Last Chance Live! is the most popular reality show in America—and eighteen-year-old death row inmate Eternity Price’s last chance to live. Getting cast on the show could win her clemency preventing her execution… if she can convince the viewing audience she deserves a second chance. The catch? If America doesn’t vote for her, she loses the chance to appeal her sentence, and she’ll be executed within a week of being eliminated from the show. And since Eternity’s been unpopular her whole life, she’s terrified America won’t pick her. But any chance of getting out of prison and back to her little brother Sincere, no matter how slim, is better than rotting away in her cell.

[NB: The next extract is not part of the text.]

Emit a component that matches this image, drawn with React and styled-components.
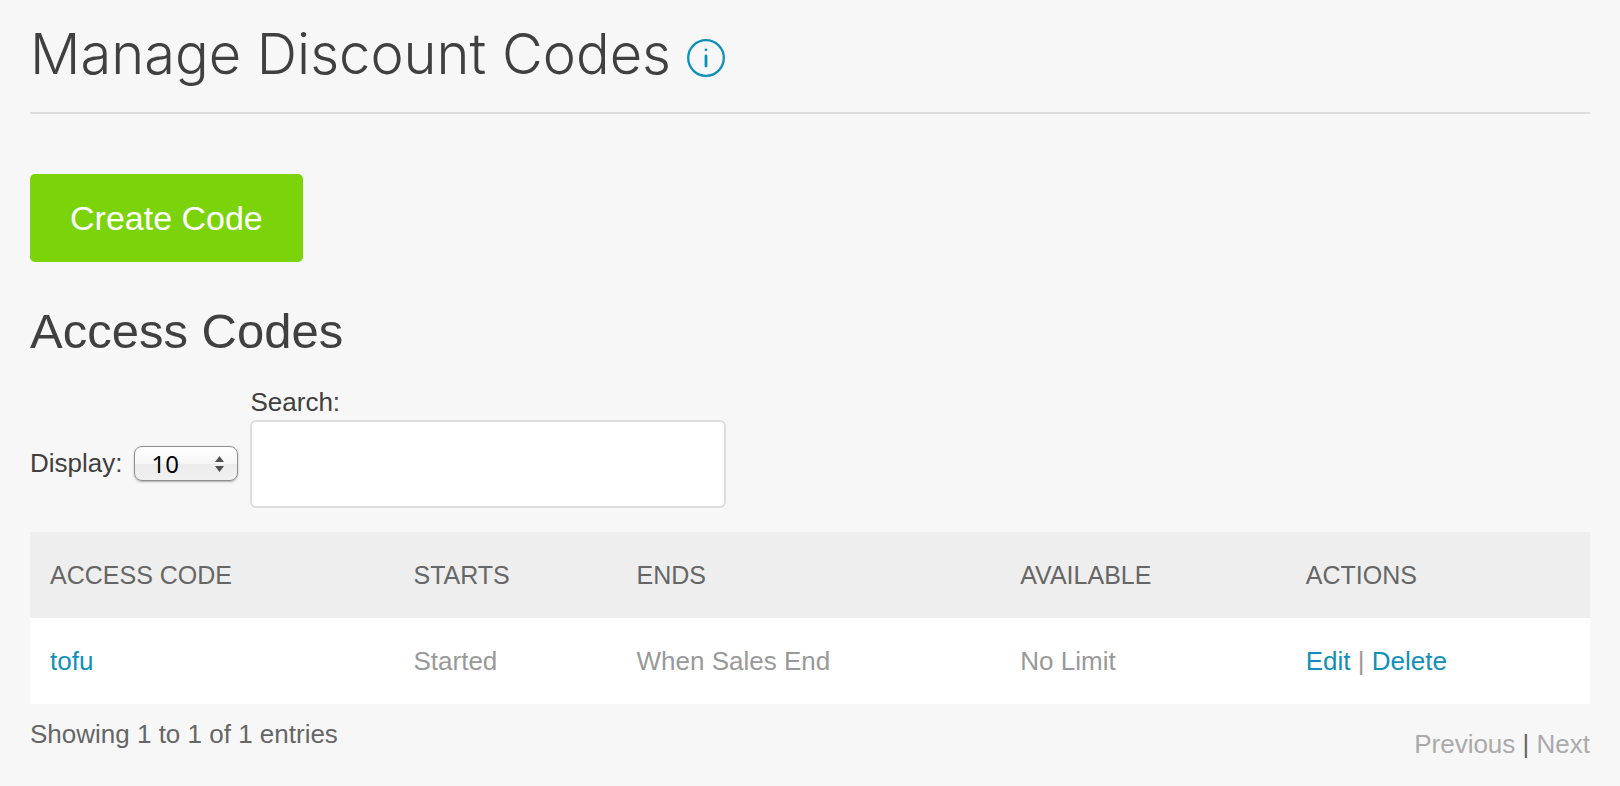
import React, { useState, useCallback } from 'react';
import styled, { createGlobalStyle } from 'styled-components';

const GlobalStyle = createGlobalStyle`
  * {
    box-sizing: border-box;
  }
  body {
    margin: 0;
    background-color: #f7f7f7;
    color: #404040;
    font-family: 'Liberation Sans', Arial, sans-serif;
    font-size: 26px;
    line-height: 36px;
  }
  input, select, button {
    font-family: inherit;
  }
`;

const Page = styled.main`
  padding: 20px 30px;
`;
const PageHeader = styled.header`
  display: flex;
  align-items: center;
  gap: 16px;
  padding-bottom: 24px;
  margin-bottom: 60px;
  border-bottom: 2px solid #ddd;
`;
const PageTitle = styled.h1`
  margin: 0;
  font-family: Inter, 'Liberation Sans', sans-serif;
  font-size: 56px;
  font-weight: 300;
  line-height: 68px;
`;
const InfoButton = styled.button`
  display: flex;
  margin-top: 8px;
  padding: 0;
  border: none;
  background: none;
  color: #0f90ba;
`;
const CreateButton = styled.button`
  display: block;
  height: 88px;
  padding: 0 40px;
  border: none;
  border-radius: 5px;
  background-color: #7bd40a;
  color: #fff;
  font-size: 34px;
`;
const SectionTitle = styled.h2`
  margin: 40px 0 24px;
  font-size: 49px;
  font-weight: 400;
  line-height: 58px;
`;
const Filters = styled.div`
  display: flex;
  align-items: flex-end;
  gap: 12px;
  margin-bottom: 24px;
`;
const DisplayField = styled.div`
  display: flex;
  align-items: flex-end;
  gap: 12px;
  padding-bottom: 27px;
`;
const SelectWrapper = styled.div`
  display: grid;
  align-items: center;

  select,
  svg {
    grid-area: 1 / 1;
  }
  select {
    appearance: none;
    width: 104px;
    height: 35px;
    padding: 0 16px;
    border: 1px solid #8f8f8f;
    border-radius: 8px;
    background: linear-gradient(#fff 0%, #f6f6f6 50%, #ebebeb 51%, #f1f1f1 100%);
    box-shadow: 0 1px 2px rgba(0, 0, 0, 0.3);
    color: #000;
    font-family: 'Noto Sans', sans-serif;
    font-size: 24px;
  }
  svg {
    justify-self: end;
    margin-right: 14px;
    pointer-events: none;
  }
`;
const SearchField = styled.div`
  display: flex;
  flex-direction: column;
  width: 476px;

  input {
    height: 88px;
    padding: 0 20px;
    border: 2px solid #ddd;
    border-radius: 6px;
    background-color: #fff;
    font-size: 26px;
  }
`;
const CodesTable = styled.table`
  width: 100%;
  table-layout: fixed;
  border-collapse: collapse;
  text-align: left;
`;
const HeadCell = styled.th`
  width: ${({ $width }) => $width};
  height: 86px;
  padding: 0 20px;
  background-color: #eee;
  color: #666;
  font-size: 25px;
  font-weight: 400;
  text-transform: uppercase;
`;
const Cell = styled.td`
  height: 86px;
  padding: 0 20px;
  background-color: #fff;
  color: #999;
`;
const TextLink = styled.a`
  color: #0f90ba;
  text-decoration: none;
`;
const TableFooter = styled.footer`
  display: flex;
  justify-content: space-between;
  padding-top: 12px;
  color: #666;
`;
const Pager = styled.nav`
  padding-top: 10px;

  button {
    padding: 0;
    border: none;
    background: none;
    color: #aaa;
    font-size: 26px;
    line-height: 36px;
  }
`;

const columns = [
  { title: 'Access Code', width: '23.3%' },
  { title: 'Starts', width: '14.3%' },
  { title: 'Ends', width: '24.6%' },
  { title: 'Available', width: '18.3%' },
  { title: 'Actions', width: '19.5%' },
];

const codes = [
  { name: 'tofu', starts: 'Started', ends: 'When Sales End', available: 'No Limit' },
];

const InfoIcon = () => (
  <svg width='38' height='38' viewBox='0 0 38 38' fill='none' stroke='currentColor'>
    <circle cx='19' cy='19' r='17.8' strokeWidth='2.3' />
    <circle cx='19' cy='10.8' r='1.4' fill='currentColor' stroke='none' />
    <path d='M19 17v10' strokeWidth='2.8' strokeLinecap='round' />
  </svg>
);

const SelectArrows = () => (
  <svg width='9' height='16' viewBox='0 0 9 16' fill='#505050'>
    <path d='M4.5 0L9 6H0zM4.5 16L9 10H0z' />
  </svg>
);

const App = () => {
  const [pageSize, setPageSize] = useState('10');
  const [search, setSearch] = useState('');

  const handlePageSize = useCallback((e) => {
    setPageSize(e.target.value);
  }, []);

  const handleSearch = useCallback((e) => {
    setSearch(e.target.value);
  }, []);

  const rows = codes.filter((code) => code.name.includes(search));

  return (
    <Page>
      <GlobalStyle />
      <PageHeader>
        <PageTitle>Manage Discount Codes</PageTitle>
        <InfoButton type='button' aria-label='About discount codes'>
          <InfoIcon />
        </InfoButton>
      </PageHeader>

      <CreateButton type='button'>Create Code</CreateButton>

      <SectionTitle>Access Codes</SectionTitle>
      <Filters>
        <DisplayField>
          <label htmlFor='display'>Display:</label>
          <SelectWrapper>
            <select id='display' value={pageSize} onChange={handlePageSize}>
              <option>10</option>
              <option>25</option>
              <option>50</option>
            </select>
            <SelectArrows />
          </SelectWrapper>
        </DisplayField>
        <SearchField>
          <label htmlFor='search'>Search:</label>
          <input id='search' type='text' value={search} onChange={handleSearch} />
        </SearchField>
      </Filters>

      <CodesTable>
        <thead>
          <tr>
            {columns.map((column) => (
              <HeadCell key={column.title} $width={column.width}>
                {column.title}
              </HeadCell>
            ))}
          </tr>
        </thead>
        <tbody>
          {rows.map((code) => (
            <tr key={code.name}>
              <Cell>
                <TextLink href='#code'>{code.name}</TextLink>
              </Cell>
              <Cell>{code.starts}</Cell>
              <Cell>{code.ends}</Cell>
              <Cell>{code.available}</Cell>
              <Cell>
                <TextLink href='#edit'>Edit</TextLink> | <TextLink href='#delete'>Delete</TextLink>
              </Cell>
            </tr>
          ))}
        </tbody>
      </CodesTable>

      <TableFooter>
        <div>Showing 1 to 1 of 1 entries</div>
        <Pager>
          <button type='button'>Previous</button> | <button type='button'>Next</button>
        </Pager>
      </TableFooter>
    </Page>
  );
};

export default App;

Eternity never expected to find her first real friends in a reality TV house full of people battling for survival after being convicted of capital crimes, but that’s exactly what happens. So when she gets the opportunity to sabotage them and secure her own victory, she has a choice to make: protect the friendships and acceptance she’s always longed for at the cost of her own life, or sacrifice her newfound community. Eternity must ultimately decide what forgiveness, family, and freedom mean to her, and how far she’ll go to win  a game where the stakes are literally life or death.

My recommendation

This book was so good and so, so hard to confront as an adult: seeing laid out so baldly how our society fails our children, especially children of color. There is a constant overtone—recognized by Eternity herself—that rooting for Eternity to win means rooting for other teens to die. Henry also pulls no punches on the teens’ crimes, forcing readers to sit uncomfortably with the reality that Eternity and her peers have made catastrophic, fatal, and horrifying choices, and yet—at their cores—they remain normal kids that we can easily relate to. I believe this book is an important and powerful read, and I recommend it to anyone who is ready to confront the systemic horrors of our criminal justice system.

Note: Henry describes her book as speculative since the game show described doesn’t exist, but it doesn’t feel far from reality at all. Which is in itself part of the horror.